Friday, February 20, 2009

Ruminations 20: Liberty, The Will and Act

(Pix (c) Larry Catá Backer)

This is another in what I hope to be a month long series of aphoristic (ἀφορισμός) essays, meant to provoke thought rather than explain it. The hope is that, built up on each other, the series will provide a matrix of thoughts that together might lead the reader in new directions. Though each can be read independently of the others, they are intended to be read together and against each other.

States appear to preserve a sphere of liberty of conscience, and constrain liberty of action, especially in theocratic states.  Yet action ans conscience are linked in ways that make this distinction perverse. Conscience shackles the freedom of will and action; liberty is another way to suggest the limited framework within which conscience permits action.

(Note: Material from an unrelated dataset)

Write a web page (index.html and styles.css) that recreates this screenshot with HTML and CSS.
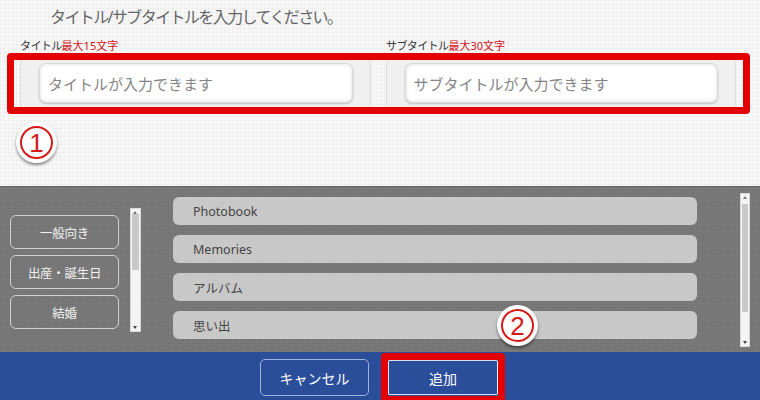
FILE: index.html
```html
<!DOCTYPE html>
<html lang="ja">
<head>
    <meta charset="UTF-8">
    <title>タイトル入力</title>
    <link rel="stylesheet" href="styles.css">
</head>
<body>
    <div class="top">
        <h1 class="heading">タイトル/サブタイトルを入力してください。</h1>
        <div class="labels">
            <p class="label label-first">タイトル<span class="limit">最大15文字</span></p>
            <p class="label">サブタイトル<span class="limit">最大30文字</span></p>
        </div>
        <div class="fields">
            <div class="field-panel">
                <input class="field" type="text" placeholder="タイトルが入力できます">
            </div>
            <div class="field-panel">
                <input class="field" type="text" placeholder="サブタイトルが入力できます">
            </div>
        </div>
        <div class="step step-one"><span class="step-ring">1</span></div>
    </div>

    <div class="picker">
        <div class="categories">
            <div class="category">一般向き</div>
            <div class="category">出産・誕生日</div>
            <div class="category">結婚</div>
        </div>
        <div class="scrollbar scrollbar-left">
            <span class="arrow arrow-up"></span>
            <span class="thumb"></span>
            <span class="arrow arrow-down"></span>
        </div>

        <ul class="titles">
            <li class="title-item">Photobook</li>
            <li class="title-item">Memories</li>
            <li class="title-item">アルバム</li>
            <li class="title-item">思い出</li>
        </ul>
        <div class="scrollbar scrollbar-right">
            <span class="arrow arrow-up"></span>
            <span class="thumb"></span>
            <span class="arrow arrow-down"></span>
        </div>

        <div class="step step-two"><span class="step-ring">2</span></div>
    </div>

    <div class="footer">
        <button class="btn btn-cancel">キャンセル</button>
        <div class="highlight">
            <button class="btn btn-add">追加</button>
        </div>
    </div>
</body>
</html>
```

FILE: styles.css
```css
* {
    margin: 0;
    padding: 0;
    box-sizing: border-box;
}

body {
    width: 760px;
    height: 400px;
    overflow: hidden;
    font-family: "Noto Sans", "Noto Sans CJK JP", sans-serif;
    background: #f6f6f6;
}

/* input area */
.top {
    position: relative;
    height: 186px;
    background-color: #f7f7f7;
    background-image:
        linear-gradient(to right, rgba(0, 0, 0, 0.025) 1px, transparent 1px),
        linear-gradient(to bottom, rgba(0, 0, 0, 0.025) 1px, transparent 1px);
    background-size: 4px 4px;
}

.heading {
    padding: 7px 0 0 50px;
    font-size: 16px;
    line-height: 20px;
    font-weight: normal;
    letter-spacing: -1.6px;
    color: #666;
}

.labels {
    display: flex;
    margin-top: 12px;
    padding-left: 20px;
}

.label {
    font-size: 11px;
    line-height: 14px;
    letter-spacing: -0.6px;
    color: #333;
}

.label-first {
    width: 366px;
}

.limit {
    color: #d3141b;
    letter-spacing: 0;
}

.fields {
    display: flex;
    gap: 15px;
    width: 743px;
    height: 61px;
    margin-left: 7px;
    padding: 0 7px 0 6px;
    border: 7px solid #e20000;
    border-radius: 4px;
}

.field-panel {
    flex: 1;
    padding: 3px 17px 4px 18px;
    background: #f0f0f0;
    border: 1px solid #dcdcdc;
    border-top: none;
    border-bottom: none;
    border-radius: 3px;
}

.field {
    width: 100%;
    height: 100%;
    padding: 0 8px;
    font-family: "Noto Sans CJK JP", sans-serif;
    font-size: 15px;
    color: #333;
    background: #fff;
    border: 1px solid #d8d8d8;
    border-radius: 7px;
    box-shadow: inset 0 0 4px rgba(0, 0, 0, 0.12), 0 1px 2px rgba(0, 0, 0, 0.2);
    outline: none;
}

.field::placeholder {
    color: #858585;
}

/* numbered markers */
.step {
    position: absolute;
    width: 41px;
    height: 41px;
    display: flex;
    align-items: center;
    justify-content: center;
    background: #fff;
    border-radius: 50%;
    box-shadow: 0 2px 3px rgba(0, 0, 0, 0.45);
    z-index: 5;
}

.step-one {
    left: 16px;
    top: 122px;
}

.step-two {
    left: 497px;
    top: 118px;
}

.step-ring {
    width: 33px;
    height: 33px;
    display: flex;
    align-items: center;
    justify-content: center;
    border: 2px solid #d61a1a;
    border-radius: 50%;
    font-family: "Liberation Sans", sans-serif;
    font-size: 26px;
    line-height: 1;
    color: #d61a1a;
}

/* picker */
.picker {
    position: relative;
    display: flex;
    align-items: flex-start;
    height: 166px;
    border-top: 1px solid #666;
    background-color: #7a7a7a;
    background-image:
        linear-gradient(to right, rgba(0, 0, 0, 0.03) 1px, transparent 1px),
        linear-gradient(to bottom, rgba(0, 0, 0, 0.03) 1px, transparent 1px);
    background-size: 3px 3px;
}

.categories {
    display: flex;
    flex-direction: column;
    gap: 6px;
    width: 109px;
    margin: 28px 0 0 10px;
}

.category {
    height: 34px;
    display: flex;
    align-items: center;
    justify-content: center;
    font-family: "Noto Sans CJK JP", sans-serif;
    font-size: 12.5px;
    letter-spacing: -0.3px;
    color: #f0f0f0;
    border: 1px solid #d0d0d0;
    border-radius: 6px;
}

.scrollbar {
    position: relative;
    width: 11px;
    background: #f4f4f4;
    border: 1px solid #d8d8d8;
}

.scrollbar-left {
    height: 124px;
    margin: 21px 0 0 11px;
}

.scrollbar-right {
    height: 154px;
    margin: 6px 0 0 43px;
    width: 10px;
}

.thumb {
    position: absolute;
    left: 1px;
    right: 1px;
    background: #c9c9c9;
}

.scrollbar-left .thumb {
    top: 5px;
    height: 56px;
}

.scrollbar-right .thumb {
    top: 10px;
    height: 108px;
}

.arrow {
    position: absolute;
    left: 2px;
    width: 0;
    height: 0;
    border-left: 2.5px solid transparent;
    border-right: 2.5px solid transparent;
}

.arrow-up {
    top: 2px;
    border-bottom: 3px solid #777;
}

.arrow-down {
    bottom: 2px;
    border-top: 3px solid #444;
}

.titles {
    list-style: none;
    display: flex;
    flex-direction: column;
    gap: 10px;
    width: 524px;
    margin: 10px 0 0 32px;
}

.title-item {
    height: 28px;
    padding-left: 20px;
    display: flex;
    align-items: center;
    font-family: "Noto Sans", "Noto Sans CJK JP", sans-serif;
    font-size: 12.5px;
    color: #444;
    background: #c8c8c8;
    border-radius: 6px;
}

/* footer */
.footer {
    display: flex;
    justify-content: center;
    align-items: flex-start;
    gap: 12px;
    height: 48px;
    padding: 1px 0 0 5px;
    background: #2b4e9b;
}

.btn {
    font-family: "Noto Sans CJK JP", sans-serif;
    font-size: 14px;
    color: #fff;
    background: #2b4e9b;
    border-radius: 5px;
}

.btn-cancel {
    width: 109px;
    height: 37px;
    margin-top: 6px;
    border: 1px solid #9fb4dc;
}

.highlight {
    width: 124px;
    height: 50px;
    border: 7px solid #e20000;
    border-radius: 4px;
}

.btn-add {
    width: 110px;
    height: 35px;
    border: 1px solid #d9e1f2;
    border-right-color: #eef2fa;
    border-radius: 2px;
}
```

The recent debates in the United States and elsewhere about religious liberty, and the appropriate method for its protection, suggests a number of inversions. And indeed, the great lengths to which states appear to preserve a sphere of liberty of conscience, and constrain liberty of action, especially in theocratic states, reminds me of one of Voltaire's Dialogues (Voltaire, Liberty, A Dialogue Between a Philosopher and His Friend, Philosophic Dialogues, Chapter IV, Works of Voltaire, Vol. VIII, 485-486 (Roslyn, NY: Black's Readers Service, 1927) (Dialogues Philosophiques).

The dialogue touches on the nature of liberty. The argument posited: liberty is grounded on the power to act ("Liberty, then, is nothing but the power of doing what I will" Id., at 485). Yet it is unconnected to any power to will the action ("How! am I not at liberty to will what I will?" Id.). The answer is no. Liberty is essentially the power and freedom to act:
At this rate, my greyhound is as free as I am. He has necessarily a will to run at the sight of a hare, and likewise the power of running, if not lame: so that, in nothing am I superior to my dog. This is leveling me with the beasts. Id., at 485
As to the liberty to will what to will--that does not exist. There is no liberty to will--for the will is is not free. It is bound by a framework within which it can be formed. The will is a creature of those who have created the reality within which will can be formed. For Voltaire, of course, that framework--the chains that bind the will--are bounded in what he called reason.
Friend: I mean that I have the liberty of willing as I please.
Philosopher: By your leave, there is no sense in that. Do you not perceive, that it is ridiculous to say, I will will. You will necessarily in consequence of the ideas occurring to you. Id., at 486
And he considers the basis for grounding will in the choice of a wife or the act of making a choice in a gambling game. "In your willing to be married, you evidently perceive the determining reason; and in playing at even and odd, you do not perceive it; and yet one there must be." Id.

And thus, the Philosopher ends, "Your will is not free, but your actions are. You are free to act, when you have the power of acting." Id., at 486.

And yet the law is based on the inverse premise. People are accorded a liberty to will, but are absolutely constrained to act. The law of religious tolerance in the United States, for example, is grounded on this inversion. See Reynolds v. U.S., 98 U.S. 145 (1878) (the state may not interfere with belief but may regulate conduct). Yet, if the will is constrained, and the only liberty is that of action, then, the law effects a double bind--suggesting a liberty where none exists and positing a range of constraint in the only sphere in which liberty may be effectively asserted. The Iraqi Constitution provides a similar constraint, protecting a sphere of belief and a limited tolerance fo religious rites ("This Constitution guarantees the Islamic identity of the majority of the Iraqi people and guarantees the full religious rights of all individuals to freedom of religious belief and practice such as Christians, Yazedis, and Mandi Sabeans." Iraqi Constitution Art. 2).

And yet, this inversion may serve the project of law well, when understood as the most visible manifestation of communal power over individual liberty For might it not be logical for a state to seek to control only those aspects of the human experience where an individual may assert some liberty, and protect an individual in the preservation of a will over which there is no control. In this sense, law can be understood principally as a mechanism for constraining, not preserving, liberty.